Matter of Estate of Burns

585 P.2d 1126 (1978)

In the Matter of the ESTATE of Ralph W. BURNS, Deceased.
Arthur H. BURNS, Individually and as Executor of the Estate of Paul G. Burns, Deceased, Verbal E. Burns, and Harold W. Burns, Appellants,
v.
Bryan L. BURNS, Executor of the Estate of Ralph W. Burns, Deceased, Appellee.

No. 51299.

Court of Appeals of Oklahoma, Division 2.

July 25, 1978. Rehearing Denied August 22, 1978. Certiorari Denied October 23, 1978. Released for Publication October 26, 1978.

Bryan L. Wright, Wright, Dale & Jett, Guymon, for appellants.

David K. Petty, Tryon, Field & Petty, Guymon, for appellee.

Released for Publication by Order of Court of Appeals October 26, 1978.

*1128 NEPTUNE, Presiding Judge.

This appeal arises from the probate court's order declaring that a 200-year-old family Bible is a part of the estate of a particular descendant rather than property subject to an implied trust which would permit the Bible to descend to the oldest male member of the family.

J.W. Burns was in possession of and claimed the Bible as his property at the time of his death in 1936. Surviving J.W. were his wife Clara and three sons, Paul, the eldest, Ralph and Verbal, the youngest. The Bible was kept in J.W.'s house until his widow died in 1952.

Paul came into possession of the Bible at his mother's death and at about the same time the Bible was either borrowed by Ralph in order that he could copy some things out of it or it was given to him by Paul. Paul died in 1971. Ralph maintained possession of the Bible for about 25 years until his death in 1976.

When Ralph's son Bryan, as executor of Ralph's estate, filed his petition for distribution of Ralph's estate, Paul's son Arthur, as executor of Paul's estate, filed a motion seeking delivery of the Bible to him as executor. At the hearing on the motion, appellee executor Bryan contended that the Bible was an asset of his father's estate. Appellants contested appellee's claim and argued in essence that by family tradition the Bible was to be held by the oldest male heir of the Burns family — who at the time of trial was appellant Verbal, then 75 years of age.

At the conclusion of the evidence relating to appellant's motion, the trial court held that the Bible was a part of the Ralph Burns' estate, and overruled the motion for delivery of the family Bible, provoking this appeal.

We will review the evidence presented in order to determine whether the probate court's adjudication was clearly against the weight of the evidence. If it is not, the trial court's judgment will not be disturbed. French v.
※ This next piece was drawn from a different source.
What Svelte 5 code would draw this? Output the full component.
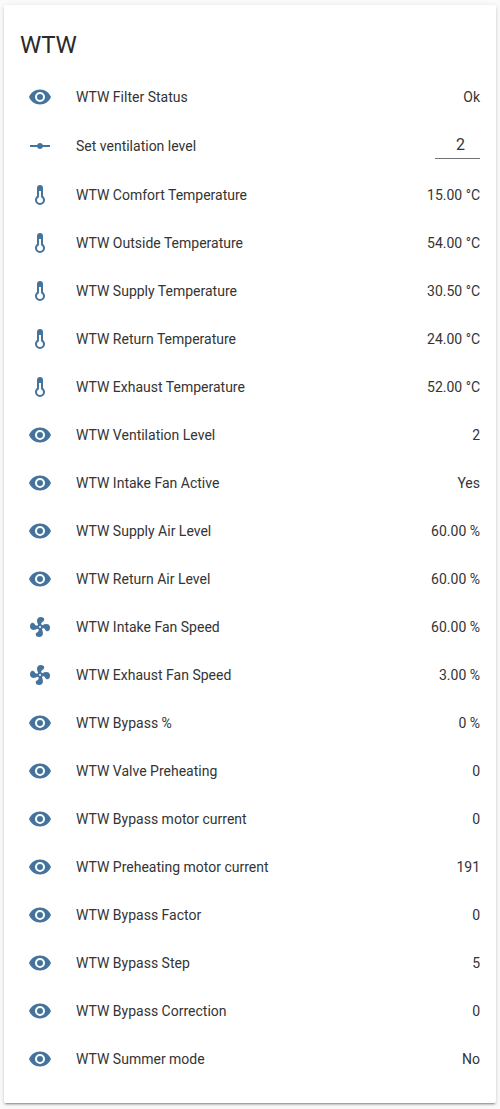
<script>
  const icons = {
    eye: 'M12,9A3,3 0 0,0 9,12A3,3 0 0,0 12,15A3,3 0 0,0 15,12A3,3 0 0,0 12,9M12,17A5,5 0 0,1 7,12A5,5 0 0,1 12,7A5,5 0 0,1 17,12A5,5 0 0,1 12,17M12,4.5C7,4.5 2.73,7.61 1,12C2.73,16.39 7,19.5 12,19.5C17,19.5 21.27,16.39 23,12C21.27,7.61 17,4.5 12,4.5Z',
    slider: 'M2,11H9.17C9.58,9.83 10.69,9 12,9C13.31,9 14.42,9.83 14.83,11H22V13H14.83C14.42,14.17 13.31,15 12,15C10.69,15 9.58,14.17 9.17,13H2V11Z',
    thermometer: 'M17,17A5,5 0 0,1 12,22A5,5 0 0,1 7,17C7,15.36 7.79,13.91 9,13V5A3,3 0 0,1 12,2A3,3 0 0,1 15,5V13C16.21,13.91 17,15.36 17,17M11,8V14.17C9.83,14.58 9,15.69 9,17A3,3 0 0,0 12,20A3,3 0 0,0 15,17C15,15.69 14.17,14.58 13,14.17V8H11Z',
    fan: 'M12,11A1,1 0 0,0 11,12A1,1 0 0,0 12,13A1,1 0 0,0 13,12A1,1 0 0,0 12,11M12.5,2C17,2 17.11,5.57 14.75,6.75C13.76,7.24 13.32,8.29 13.13,9.22C13.61,9.42 14.03,9.73 14.35,10.13C18.05,8.13 22.03,8.92 22.03,12.5C22.03,17 18.46,17.1 17.28,14.73C16.78,13.74 15.72,13.3 14.79,13.11C14.59,13.59 14.28,14 13.88,14.34C15.87,18.03 15.08,22 11.5,22C7,22 6.91,18.42 9.27,17.24C10.25,16.75 10.69,15.71 10.89,14.79C10.4,14.59 9.97,14.27 9.65,13.87C5.96,15.85 2,15.07 2,11.5C2,7 5.56,6.89 6.74,9.26C7.24,10.25 8.29,10.68 9.22,10.87C9.41,10.39 9.73,9.97 10.14,9.65C8.15,5.96 8.94,2 12.5,2Z'
  };

  let level = $state('2');

  const rows = [
    { icon: 'eye', name: 'WTW Filter Status', value: 'Ok' },
    { icon: 'slider', name: 'Set ventilation level', input: true },
    { icon: 'thermometer', name: 'WTW Comfort Temperature', value: '15.00 °C' },
    { icon: 'thermometer', name: 'WTW Outside Temperature', value: '54.00 °C' },
    { icon: 'thermometer', name: 'WTW Supply Temperature', value: '30.50 °C' },
    { icon: 'thermometer', name: 'WTW Return Temperature', value: '24.00 °C' },
    { icon: 'thermometer', name: 'WTW Exhaust Temperature', value: '52.00 °C' },
    { icon: 'eye', name: 'WTW Ventilation Level', value: '2' },
    { icon: 'eye', name: 'WTW Intake Fan Active', value: 'Yes' },
    { icon: 'eye', name: 'WTW Supply Air Level', value: '60.00 %' },
    { icon: 'eye', name: 'WTW Return Air Level', value: '60.00 %' },
    { icon: 'fan', name: 'WTW Intake Fan Speed', value: '60.00 %' },
    { icon: 'fan', name: 'WTW Exhaust Fan Speed', value: '3.00 %' },
    { icon: 'eye', name: 'WTW Bypass %', value: '0 %' },
    { icon: 'eye', name: 'WTW Valve Preheating', value: '0' },
    { icon: 'eye', name: 'WTW Bypass motor current', value: '0' },
    { icon: 'eye', name: 'WTW Preheating motor current', value: '191' },
    { icon: 'eye', name: 'WTW Bypass Factor', value: '0' },
    { icon: 'eye', name: 'WTW Bypass Step', value: '5' },
    { icon: 'eye', name: 'WTW Bypass Correction', value: '0' },
    { icon: 'eye', name: 'WTW Summer mode', value: 'No' }
  ];
</script>

<main class="view">
  <section class="card">
    <h1 class="title">WTW</h1>
    <div class="rows">
      {#each rows as row}
        <div class="row" class:tall={row.input}>
          <div class="badge">
            <svg viewBox="0 0 24 24" width="24" height="24"><path d={icons[row.icon]} /></svg>
          </div>
          <div class="name">{row.name}</div>
          {#if row.input}
            <input class="field" type="text" bind:value={level} />
          {:else}
            <div class="value">{row.value}</div>
          {/if}
        </div>
      {/each}
    </div>
  </section>
</main>

<style>
  :global(body) {
    background: #fafafa;
  }
  .view {
    box-sizing: border-box;
    height: 1109px;
    padding: 5px 4px 6px;
    font-family: Roboto, sans-serif;
    font-size: 14px;
    line-height: 20px;
    color: #343434;
  }
  .card {
    box-sizing: border-box;
    height: 1098px;
    padding: 0 16px;
    background: #fff;
    border-radius: 2px;
    box-shadow:
      0 2px 2px 0 rgba(0, 0, 0, 0.14),
      0 1px 5px 0 rgba(0, 0, 0, 0.12),
      0 3px 1px -2px rgba(0, 0, 0, 0.2);
  }
  .title {
    margin: 0;
    padding: 20px 0 12px;
    color: #2a2a2a;
    font-size: 24px;
    font-weight: 400;
    line-height: 40px;
    letter-spacing: -0.288px;
  }
  .rows {
    display: flex;
    flex-direction: column;
    gap: 8px;
  }
  .row {
    display: flex;
    align-items: center;
    height: 40px;
  }
  .row.tall {
    height: 42px;
  }
  .badge {
    display: flex;
    justify-content: center;
    flex: 0 0 40px;
  }
  .badge svg {
    display: block;
    fill: #44739e;
  }
  .name {
    flex: 1;
    padding-left: 16px;
    white-space: nowrap;
  }
  .value {
    text-align: right;
    white-space: nowrap;
  }
  .field {
    box-sizing: border-box;
    width: 45px;
    height: 27px;
    margin: 0 0 2px;
    padding: 0 0 1px 6px;
    border: 0;
    border-bottom: 1px solid #737373;
    border-radius: 0;
    outline: 0;
    background: transparent;
    color: #343434;
    font: 400 16px/24px Roboto, sans-serif;
    text-align: center;
  }
</style>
Robbins, Okl., 475 P.2d 377 (1970).

I

Appellants set forth two contentions under their first proposition of error.

*1129 First, appellants contend that testimony by Arthur and Verbal Burns was uncontroverted and established family tradition "that legal ownership [of the Bible] vests with the oldest living male family member and upon his death to the next oldest living male family member." Appellants further reason that establishment of and acquiescence to family tradition is sufficient to constitute an express trust even though it is not in writing.

Before an express trust can be created, there must be some act by the settlor expressing an intent to create a trust and to designate a trustee. As pointed out in its first syllabus in Bryant v. Mahan, 130 Okl. 67, 264 P. 811 (1928), the Oklahoma Supreme Court emphasized that express trusts are generally created by instruments that point out directly and expressly the property, persons, and purpose of the trust. Being without an intentional act by the settlor creating the trust, and without direct and express provisions for the property, persons, and trust purpose, the evidence does not support the creation of an express trust. The trial court did not err in failing to find that such trust was created.

Secondly, appellants contend that the evidence required the trial court to impose its equitable powers and imply a trust by operation of law. In contrast to the express trust are those known as implied trusts. They are implied, presumed, or construed by law to rise out of the transactions of the parties. Bryant v. Mahan, supra. The onus of establishing an implied trust rests upon the party seeking its enforcement — appellants in the instant case. Implied trusts are of two species — resulting and constructive. Powell v. Chastain, Okl., 318 P.2d 859 (1957).

A constructive or resulting trust may be established by oral testimony, but such evidence must be clear, cogent, and convincing. Henderson v. Gifford, Okl., 318 P.2d 404 (1957).

A constructive trust is such as is raised by equity in respect of property which has been acquired by fraud, or where, though acquired without fraud, it is against equity that it should be retained by him who holds it. Marshall v. Amos, Okl., 471 P.2d 896 (1970). Appellants' evidence does not establish a basis for declaring a constructive trust.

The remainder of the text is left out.